The problem:
Copy out each line of the material in which the word "React" appears.

Recorded data:
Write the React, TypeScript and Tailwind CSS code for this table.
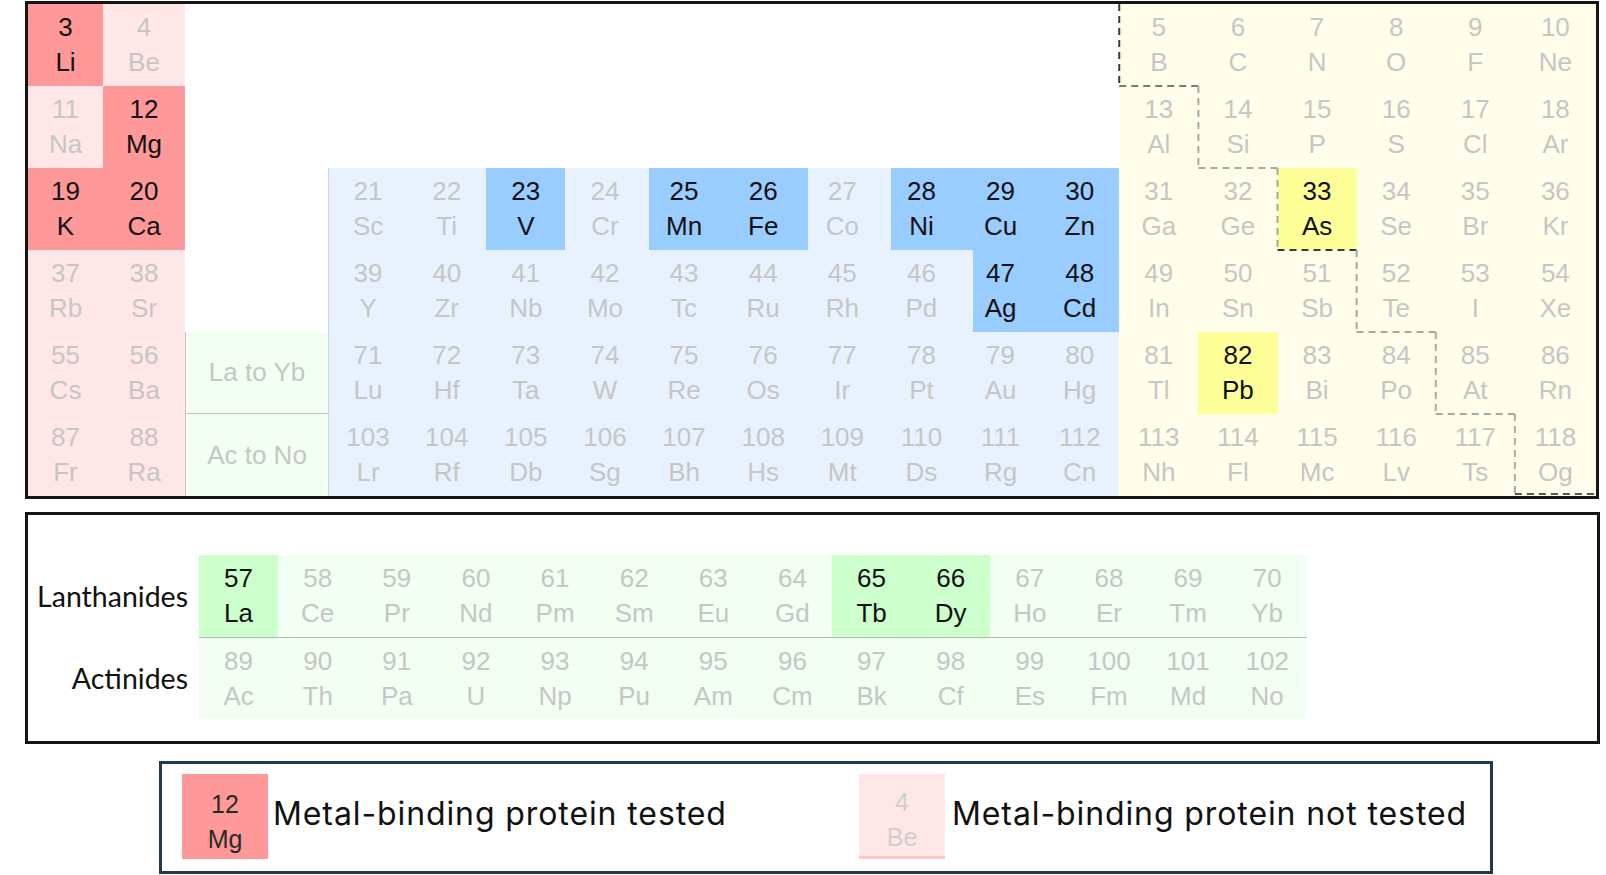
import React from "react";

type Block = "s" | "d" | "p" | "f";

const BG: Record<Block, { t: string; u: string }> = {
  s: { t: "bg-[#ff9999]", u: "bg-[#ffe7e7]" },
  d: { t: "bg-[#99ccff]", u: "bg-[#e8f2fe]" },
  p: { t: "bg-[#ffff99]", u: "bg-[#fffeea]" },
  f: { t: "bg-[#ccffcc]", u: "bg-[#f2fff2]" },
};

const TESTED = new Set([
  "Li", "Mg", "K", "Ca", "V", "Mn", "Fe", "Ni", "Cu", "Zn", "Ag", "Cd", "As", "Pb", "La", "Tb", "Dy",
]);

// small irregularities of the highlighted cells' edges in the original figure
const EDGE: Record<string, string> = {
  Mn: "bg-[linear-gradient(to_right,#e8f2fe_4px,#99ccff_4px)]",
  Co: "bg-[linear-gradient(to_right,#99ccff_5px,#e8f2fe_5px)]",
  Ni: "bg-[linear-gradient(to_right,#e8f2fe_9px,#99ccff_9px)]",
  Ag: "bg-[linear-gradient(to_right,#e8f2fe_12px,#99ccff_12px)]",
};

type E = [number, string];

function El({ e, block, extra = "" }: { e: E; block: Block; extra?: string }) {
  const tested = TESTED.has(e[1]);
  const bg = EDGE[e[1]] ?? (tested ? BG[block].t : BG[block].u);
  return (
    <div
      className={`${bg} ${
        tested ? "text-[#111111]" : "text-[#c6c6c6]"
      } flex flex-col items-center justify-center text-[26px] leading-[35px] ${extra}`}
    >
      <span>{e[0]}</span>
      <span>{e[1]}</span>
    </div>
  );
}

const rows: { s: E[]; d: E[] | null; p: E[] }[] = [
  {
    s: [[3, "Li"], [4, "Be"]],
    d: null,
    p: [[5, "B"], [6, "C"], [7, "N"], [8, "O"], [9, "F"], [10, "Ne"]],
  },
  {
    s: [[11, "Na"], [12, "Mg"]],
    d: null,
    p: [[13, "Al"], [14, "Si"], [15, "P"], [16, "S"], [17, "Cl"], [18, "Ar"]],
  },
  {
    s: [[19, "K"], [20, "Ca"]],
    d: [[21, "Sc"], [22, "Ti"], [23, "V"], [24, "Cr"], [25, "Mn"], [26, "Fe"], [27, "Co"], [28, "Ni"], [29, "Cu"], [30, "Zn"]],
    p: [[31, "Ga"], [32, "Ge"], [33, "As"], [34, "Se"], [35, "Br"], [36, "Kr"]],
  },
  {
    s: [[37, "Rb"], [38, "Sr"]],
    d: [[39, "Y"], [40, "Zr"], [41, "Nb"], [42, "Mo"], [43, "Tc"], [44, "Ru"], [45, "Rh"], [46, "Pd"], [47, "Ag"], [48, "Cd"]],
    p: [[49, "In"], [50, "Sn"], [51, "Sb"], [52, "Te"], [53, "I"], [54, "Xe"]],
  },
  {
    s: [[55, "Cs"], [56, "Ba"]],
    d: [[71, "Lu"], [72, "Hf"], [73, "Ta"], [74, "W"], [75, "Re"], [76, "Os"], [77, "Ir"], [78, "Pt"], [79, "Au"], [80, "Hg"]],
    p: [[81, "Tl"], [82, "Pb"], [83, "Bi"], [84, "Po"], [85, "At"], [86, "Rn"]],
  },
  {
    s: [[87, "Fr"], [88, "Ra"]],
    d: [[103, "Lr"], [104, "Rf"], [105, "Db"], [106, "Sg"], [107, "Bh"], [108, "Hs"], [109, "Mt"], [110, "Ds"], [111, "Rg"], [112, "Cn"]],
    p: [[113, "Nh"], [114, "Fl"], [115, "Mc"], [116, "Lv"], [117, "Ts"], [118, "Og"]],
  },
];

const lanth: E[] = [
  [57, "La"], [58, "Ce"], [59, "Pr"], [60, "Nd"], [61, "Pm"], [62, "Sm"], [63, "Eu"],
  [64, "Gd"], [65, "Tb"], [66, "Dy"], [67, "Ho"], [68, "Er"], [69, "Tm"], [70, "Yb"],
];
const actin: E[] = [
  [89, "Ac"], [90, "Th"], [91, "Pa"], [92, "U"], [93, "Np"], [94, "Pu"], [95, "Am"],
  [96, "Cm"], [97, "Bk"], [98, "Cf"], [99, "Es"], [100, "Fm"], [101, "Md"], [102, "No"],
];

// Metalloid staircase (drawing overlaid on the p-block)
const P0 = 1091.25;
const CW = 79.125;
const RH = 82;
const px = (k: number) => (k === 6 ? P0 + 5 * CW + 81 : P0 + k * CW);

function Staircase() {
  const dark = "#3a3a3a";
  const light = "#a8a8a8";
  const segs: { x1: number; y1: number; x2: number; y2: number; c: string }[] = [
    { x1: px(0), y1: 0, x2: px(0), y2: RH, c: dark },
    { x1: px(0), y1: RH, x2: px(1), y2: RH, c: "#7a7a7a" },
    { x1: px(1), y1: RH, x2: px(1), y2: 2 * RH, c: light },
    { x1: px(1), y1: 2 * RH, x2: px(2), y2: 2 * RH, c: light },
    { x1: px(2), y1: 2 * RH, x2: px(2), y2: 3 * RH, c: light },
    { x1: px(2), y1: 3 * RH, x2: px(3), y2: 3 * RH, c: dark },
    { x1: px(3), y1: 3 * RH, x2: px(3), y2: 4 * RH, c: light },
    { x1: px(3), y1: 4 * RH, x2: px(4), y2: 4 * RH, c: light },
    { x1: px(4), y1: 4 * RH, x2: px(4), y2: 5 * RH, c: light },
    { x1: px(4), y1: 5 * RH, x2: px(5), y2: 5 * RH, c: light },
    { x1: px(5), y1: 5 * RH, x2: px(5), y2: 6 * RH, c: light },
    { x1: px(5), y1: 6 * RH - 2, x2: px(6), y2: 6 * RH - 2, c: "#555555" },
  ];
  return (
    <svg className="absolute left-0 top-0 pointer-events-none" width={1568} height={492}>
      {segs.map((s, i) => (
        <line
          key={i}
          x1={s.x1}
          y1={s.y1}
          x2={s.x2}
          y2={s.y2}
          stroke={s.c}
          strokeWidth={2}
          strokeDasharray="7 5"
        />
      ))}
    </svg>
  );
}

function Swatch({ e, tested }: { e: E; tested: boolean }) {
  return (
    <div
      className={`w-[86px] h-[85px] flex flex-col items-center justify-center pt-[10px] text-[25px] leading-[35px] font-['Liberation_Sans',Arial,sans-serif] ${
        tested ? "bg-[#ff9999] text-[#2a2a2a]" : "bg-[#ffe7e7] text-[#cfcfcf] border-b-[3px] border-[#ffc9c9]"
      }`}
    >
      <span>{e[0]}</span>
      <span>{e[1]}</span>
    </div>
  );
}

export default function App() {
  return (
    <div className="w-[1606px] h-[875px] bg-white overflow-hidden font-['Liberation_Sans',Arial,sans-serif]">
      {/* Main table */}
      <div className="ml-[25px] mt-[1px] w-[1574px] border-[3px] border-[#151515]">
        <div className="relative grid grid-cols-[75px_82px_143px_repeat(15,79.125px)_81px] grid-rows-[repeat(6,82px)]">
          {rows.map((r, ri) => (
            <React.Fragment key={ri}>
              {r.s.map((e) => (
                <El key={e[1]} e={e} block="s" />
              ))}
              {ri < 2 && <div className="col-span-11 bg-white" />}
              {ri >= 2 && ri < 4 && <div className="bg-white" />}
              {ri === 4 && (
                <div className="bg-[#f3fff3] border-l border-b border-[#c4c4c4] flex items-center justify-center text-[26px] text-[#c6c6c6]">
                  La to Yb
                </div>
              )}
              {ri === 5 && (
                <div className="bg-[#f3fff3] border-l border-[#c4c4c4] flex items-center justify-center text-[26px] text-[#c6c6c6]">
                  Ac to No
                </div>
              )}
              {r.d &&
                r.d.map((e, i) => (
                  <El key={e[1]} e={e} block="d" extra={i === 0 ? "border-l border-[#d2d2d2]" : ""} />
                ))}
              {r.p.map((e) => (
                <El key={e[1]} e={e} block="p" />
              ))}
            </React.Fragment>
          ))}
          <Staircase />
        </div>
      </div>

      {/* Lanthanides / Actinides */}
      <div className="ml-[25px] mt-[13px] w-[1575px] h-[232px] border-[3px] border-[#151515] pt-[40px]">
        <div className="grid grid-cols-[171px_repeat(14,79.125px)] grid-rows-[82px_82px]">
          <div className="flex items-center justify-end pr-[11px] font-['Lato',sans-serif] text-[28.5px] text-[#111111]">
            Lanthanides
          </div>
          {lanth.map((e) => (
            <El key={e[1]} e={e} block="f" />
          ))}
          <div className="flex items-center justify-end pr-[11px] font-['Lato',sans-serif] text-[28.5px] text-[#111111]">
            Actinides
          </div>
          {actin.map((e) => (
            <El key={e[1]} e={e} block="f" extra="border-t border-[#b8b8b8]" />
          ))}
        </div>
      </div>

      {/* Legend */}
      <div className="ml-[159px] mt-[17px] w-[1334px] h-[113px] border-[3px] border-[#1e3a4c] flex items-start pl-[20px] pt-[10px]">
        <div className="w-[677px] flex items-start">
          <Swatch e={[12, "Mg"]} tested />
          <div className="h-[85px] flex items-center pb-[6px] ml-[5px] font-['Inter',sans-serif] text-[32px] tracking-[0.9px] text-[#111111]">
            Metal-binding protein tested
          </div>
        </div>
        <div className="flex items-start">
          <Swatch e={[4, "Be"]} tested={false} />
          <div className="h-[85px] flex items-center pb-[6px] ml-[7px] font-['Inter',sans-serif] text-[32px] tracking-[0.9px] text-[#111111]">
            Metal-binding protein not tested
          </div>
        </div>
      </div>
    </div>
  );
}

Task answer:
Write the React, TypeScript and Tailwind CSS code for this table.
import React from "react";
            <React.Fragment key={ri}>
            </React.Fragment>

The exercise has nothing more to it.